The US economy is still struggling to shake off the downturn that started back in 2007 with the housing crash. Car sales annualized at 13.5 million are still three million down on pre-crisis years. Unemployment remains far too high for the huge sums spent to stimulate the economy.

At the same time the headwinds from Europe threaten to turn into a full-on hurricane. There is a false sense of security after the long New Year’s holiday season.

European leaders and bankers are now back at the negotiating tables and there are no easy options available to them. Those US analysts without a world view are about to get one.

Posted on 10 January 2012 Categories: Banking & Finance, Bond Markets, Global Economics, US Dollar, US Stocks

2 Comments posted by readers:

Comment by Bill in Slidell - 10 January 2012

I’m always amused by the parallels between aluminum companies and airlines.
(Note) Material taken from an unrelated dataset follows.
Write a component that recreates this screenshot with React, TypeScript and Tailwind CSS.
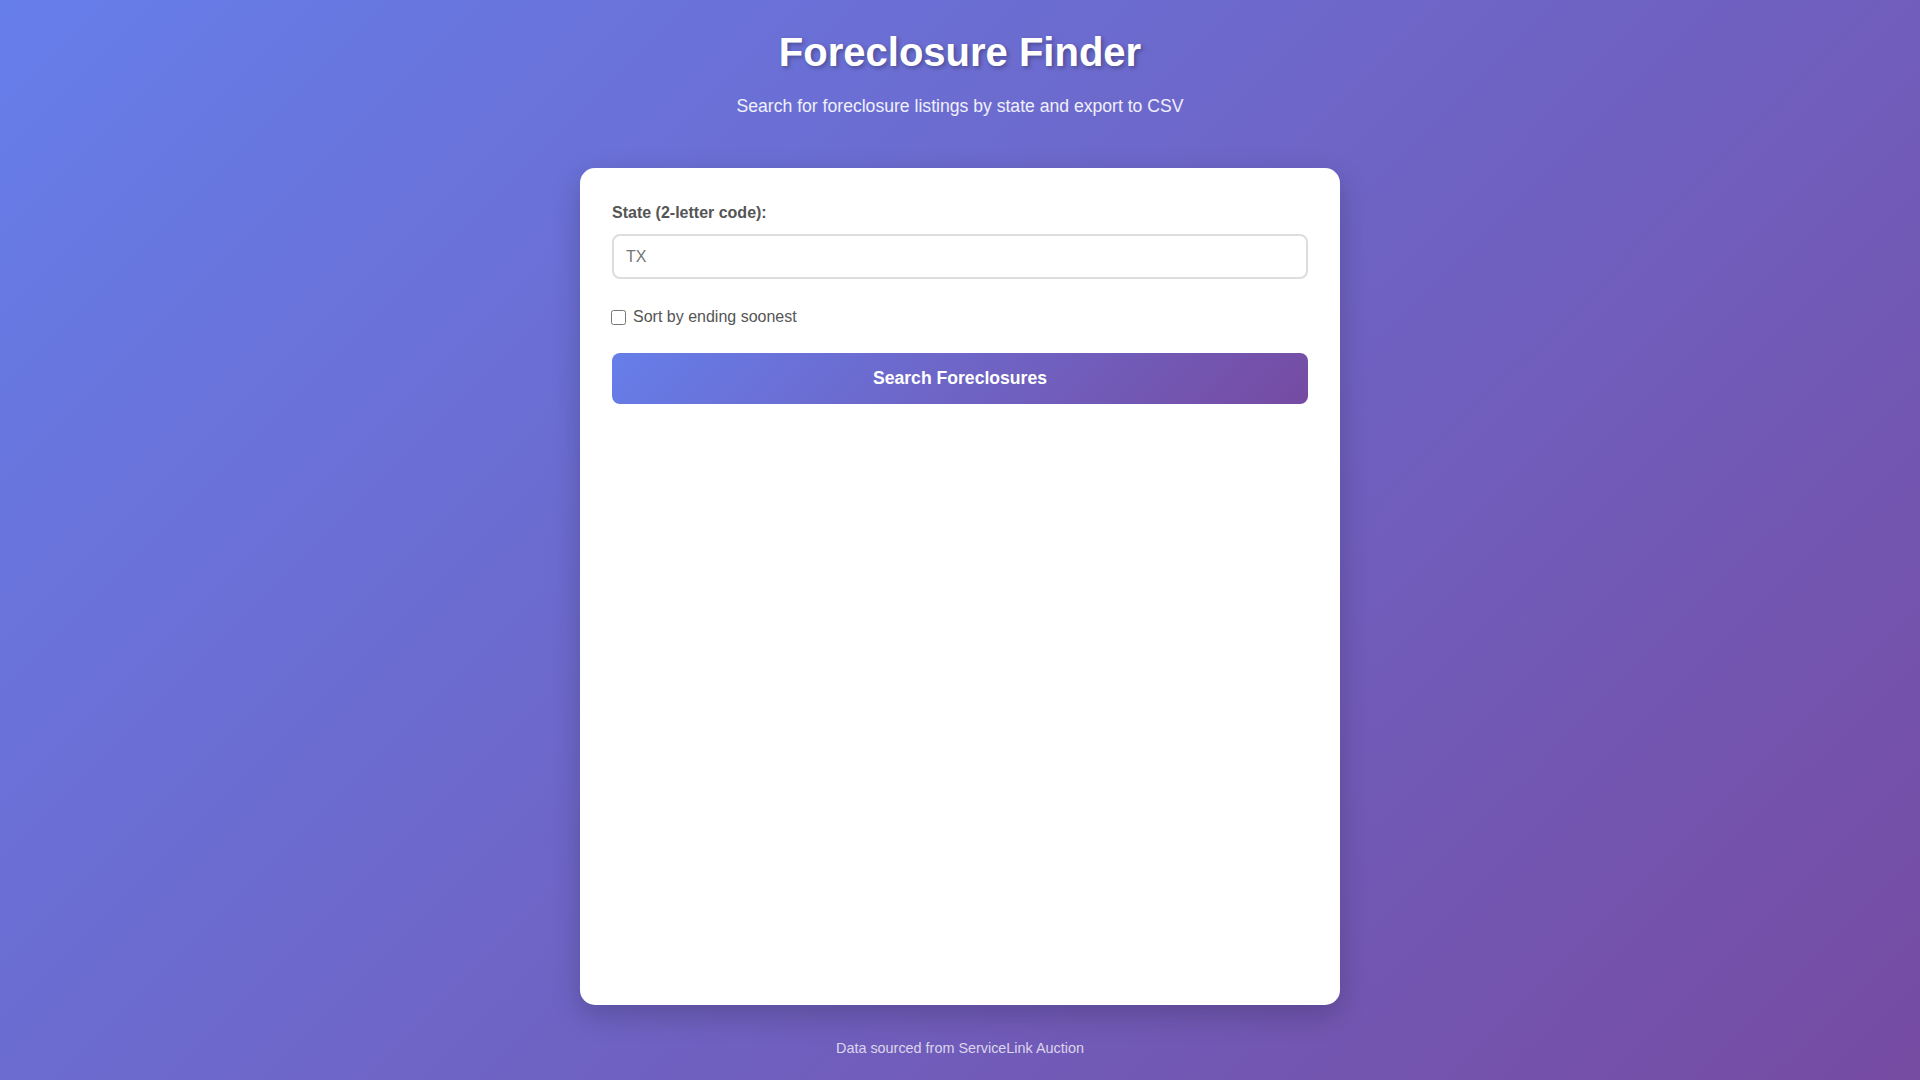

Both are poor investments. Airlines are too competitive since deregulation, and will forever be strangled with continually rising fuel cost. In about 15 years, as oil output begins to decline, air travel will be reserved for the wealthy. Like it was back in the 1930’s. Back then, it cost a fortune because of the maintenance needs of the piston engines. Next time, it will be the cost of kerosene. I wonder if Americans will travel cross – country by electric train, or hybrid electric cars. Trains are much faster and they can travel nearly around the clock.
Every country wants an aluminum industry for national pride, just like they want a steel industry and a car industry. Russia sits on trillions of tons of the stuff with free hydroelectric power from their gigantic Siberian river dams, and low labor cost. Good luck making a decent profit trying to compete with them. New Orleans once had a big smelter owned by Kaiser Aluminum. They closed it around 1970 due to high labor cost, and competition resulting from the availability of cheap hydro power we helped finance in foreign countries through the World Bank. We had to use natural gas which wasn’t as cheap as foreign government- owned dam power. The managers had to wait until Henry J. Kaiser died before they could start their outsourcing because he was a man who helped win WW II by defeating all those evil NAZIS. Moving jobs out of America might not sit well with him. Today communist killers are OK, as long as you can maximize your profit, for the shareholders of course. Free Tibet.
The demand for aluminum will increase, but all future production increases will be in countries with low labor and electricity costs. China is dumping 5,000,000 tons of aluminum on the world market at below the cost of production. That is how you bankrupt your competition if you are owned by the government, like nearly all large Chinese companies are.
Meanwhile, both Siemens and Phillips are saying business is slowing, and the Italian bonds are at 7.15%, yet stocks in Europe are zooming up 3%. Go figure.

Ed Note: Not sure I share your pessimism about air travel. Long-haul will increasingly be dominated by the Gulf airlines (cheap capital, new planes, labor and fuel). But I agree that the middle-class are going to be less wealthy in Western countries as the East rises – there simply is not enough for everyone to get richer at the same time. Then again I visited the USA 32 years ago as a student and everybody said America was finished then too… and today you are more dominant than ever really.

Comment by Joe Blow - 11 January 2012

Lets not forget that all these low cost economies you talk about are where Alcoa have a lot of their business units.